BOBBED HAIR AND BATHTUB GIN

Writers Running Wild in the Twenties

by Marion Meade

Pub Date: June 1st, 2004
ISBN: 0-385-50242-7
Publisher: Nan A. Talese

A snappy, anecdotal tale of the writerly Jazz Age ladies—Fitzgerald, Millay, Parker, and Ferber—and the men who adored them.

Hard to believe there's anything new to learn about the celebrated writers in the tap-happy ’20s, but veteran celebrity biographer Meade (The Unruly Life of Woody Allen, 2000, etc.), her eye ever on the swinging detail, manages to scrounge a fresh tidbit as she traces the erratic intersection of her characters from year to year over the decade. Dorothy “Dottie” Parker is her favorite protagonist, fired from her job at Vanity Fair at age 26 in 1920 to embark on a celebrated, albeit hard-won trajectory as critic, short-story writer, and, eventually, novelist, as she struggles personally over the years with her first disintegrating marriage, alcoholism, and tendency toward suicidal depression.

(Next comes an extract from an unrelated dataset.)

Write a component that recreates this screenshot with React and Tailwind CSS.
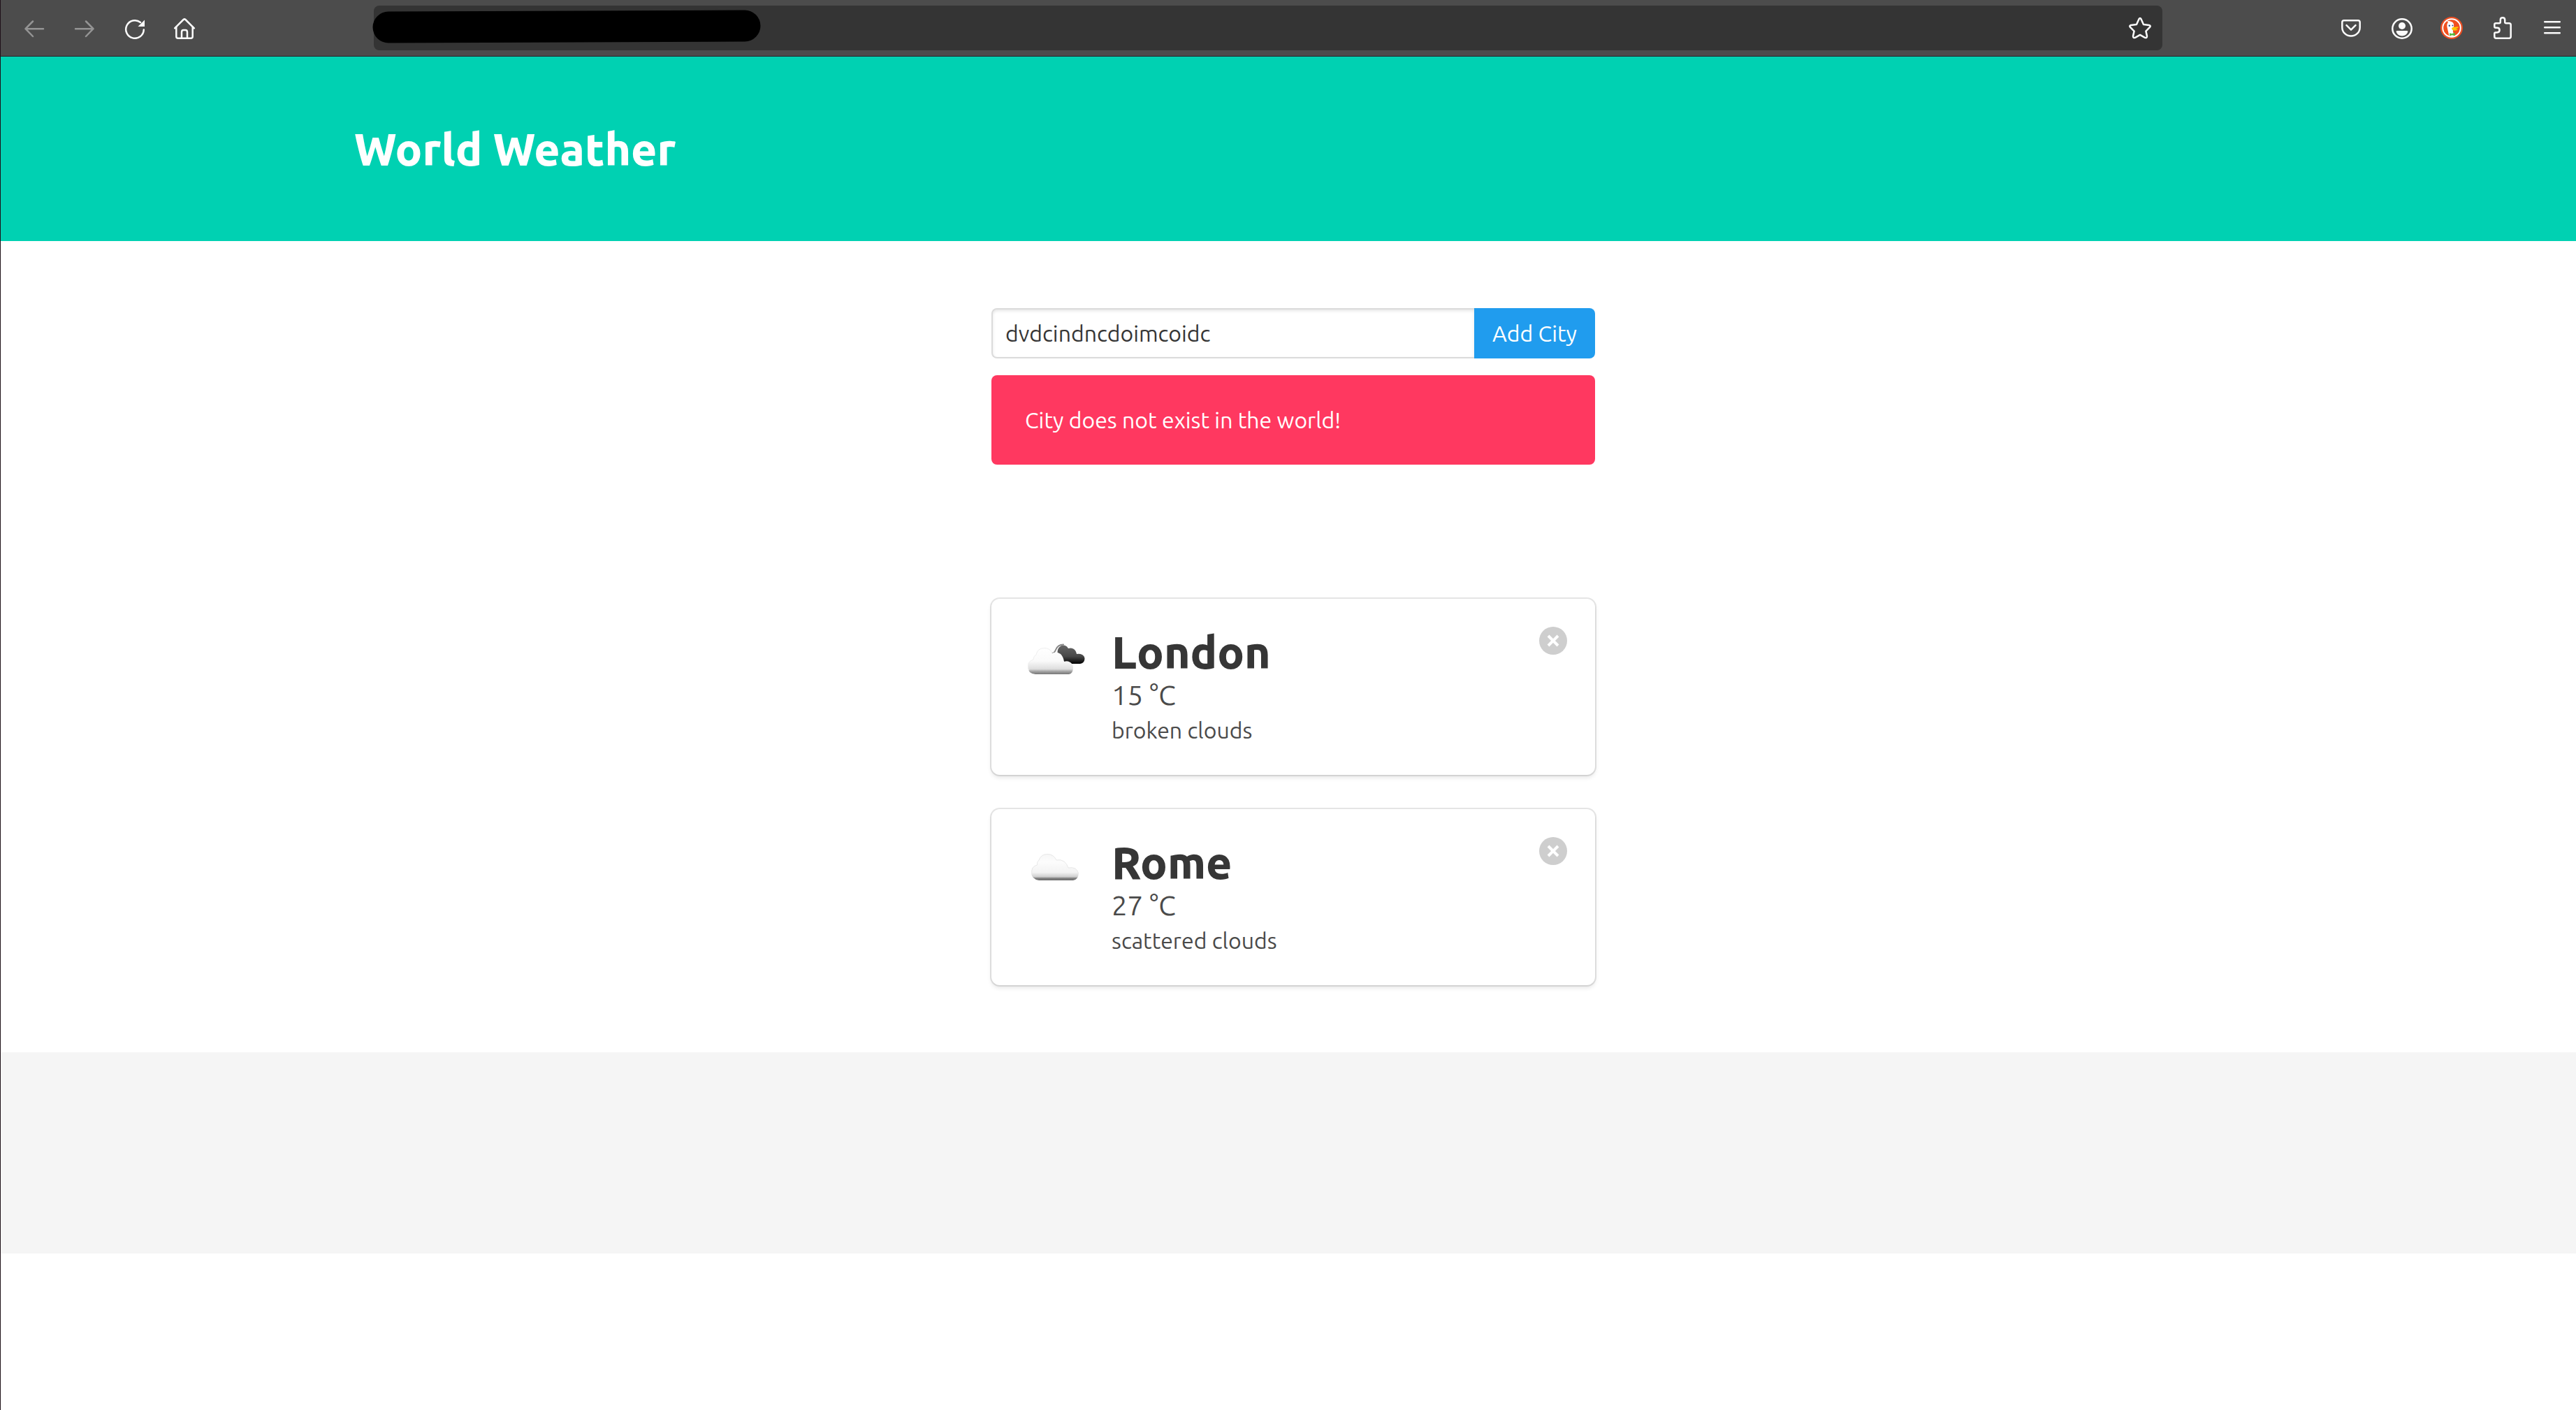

Edna St. Vincent Millay, called “Vincent” throughout, takes no prisoners in her amatory swath of Greenwich Village, where she conquers Edmund “Bunny” Wilson, among others, while trying to create a writer's life away from her two meddling sisters and mother. By 1923, Vincent has won the Pulitzer (still rare for a woman) for her Ballad of the Harp-Weaver, and eventually switches gears to settle down in the Berkshires with her Dutch businessman husband. Alabama belle Zelda Sayre, meanwhile, marries Scott Fitzgerald at age 19 in St. Patrick's Cathedral, intent on a wild public spectacle of flapperhood with the publication of This Side of Paradise. Meade's Zelda, however, is no shrinking violet: a muse to her husband (who regularly appropriates her diary entries and ideas), she develops discipline and ambition in ballet and story-writing to supplement the family income. Meanwhile, Edna Ferber, who, like Parker, is a favorite of the Algonquin Round Table, appears all too sketchily here, as the towering proto-feminist, novelist, playwright, and screenwriter who did it all on her own—a marvelous study of brains, ambition, and hobnobbing. Overall, Meade supplies plenty of unsavory superfluity among the well-worn facts (abortions, sad marriages, boozy cutups), and even some recipes for Prohibition cocktails.

Largely apocryphal and hardly scholarly, but a lot of fun.